Our API is free so have at it, let me know if you want to see us add anything.
whiled I'm sure something nice will come out of it you may wish to temporarily disable the NER feature because, it seems to amount to "select capitalized words" at least on the few pages I tried (wikipedia, bitcoin, nytimes).
I'll have to put this on my 'to read' list, it looks really interesting. I think natural language processing/understanding may become one of those next 'big things' like mobile and social media simply because understanding what a user is trying to do will become very important.
I am not a very good Haskel programmer, but I spend an occasional evening with it, and I am interested in NLP also (have been working off and on on NLP since the early 1980s).
From skimming through the book, it looks like a nice read and just went on my reading list.
This is pretty neat. At the risk of sounding childish, here I go -- I wish books like these could be given life like tryruby.org where you could try out examples and learn along the way. That would be wicked cool.
It's interesting to note that a lot of natural language processing is English-centered. It's clear that English natural language processing is way ahead of the curve, but based on the quality of Chinese results on Google Translate, I take it Asian languages don't do so hot when it comes to natural language processing?
Translation is a lot harder for language pairs that are less related.
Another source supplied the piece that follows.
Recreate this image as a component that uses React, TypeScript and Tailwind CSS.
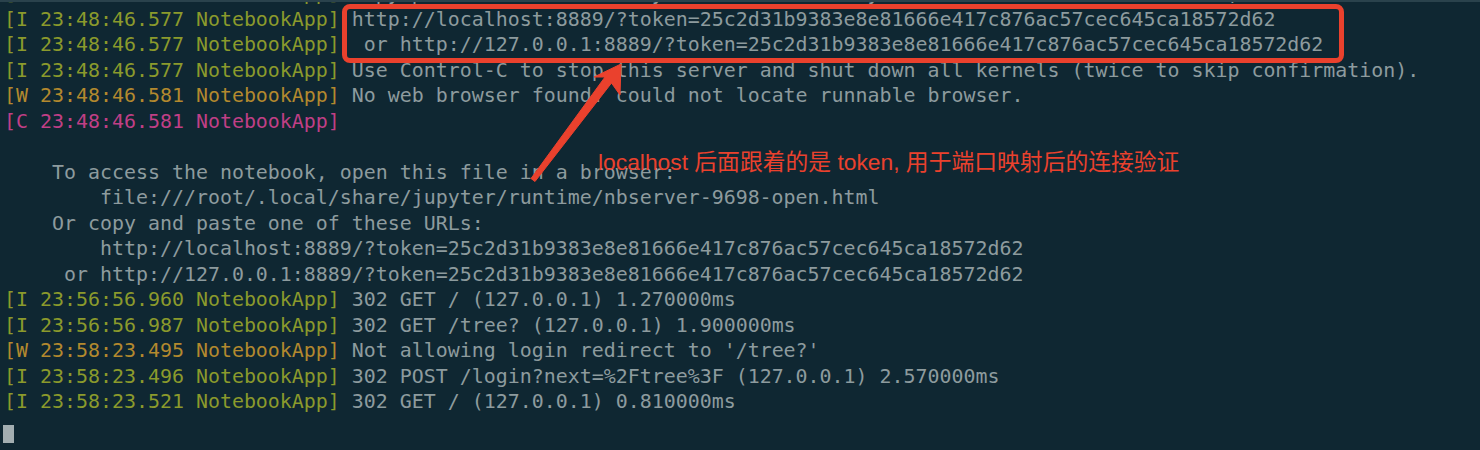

Most of the European languages are fairly close cousins, so translation between, say, English and French isn't that hard.
That said, it's generally true that for most NLP tasks, we're doing much better on languages similar to English.
Also note that translation is a very different task than parsing, or part-of-speech tagging, for example. Summarization and translation are both open research topics in NLP from what I understand, and aren't really 'solved' in any language.
translation is also a lot harder for data poor pairs of languages. machine translation relies on training on a parallel corpus (=same text, different languages), and gets better the bigger this is.
We will keep you posted, and thanks for the encouragement!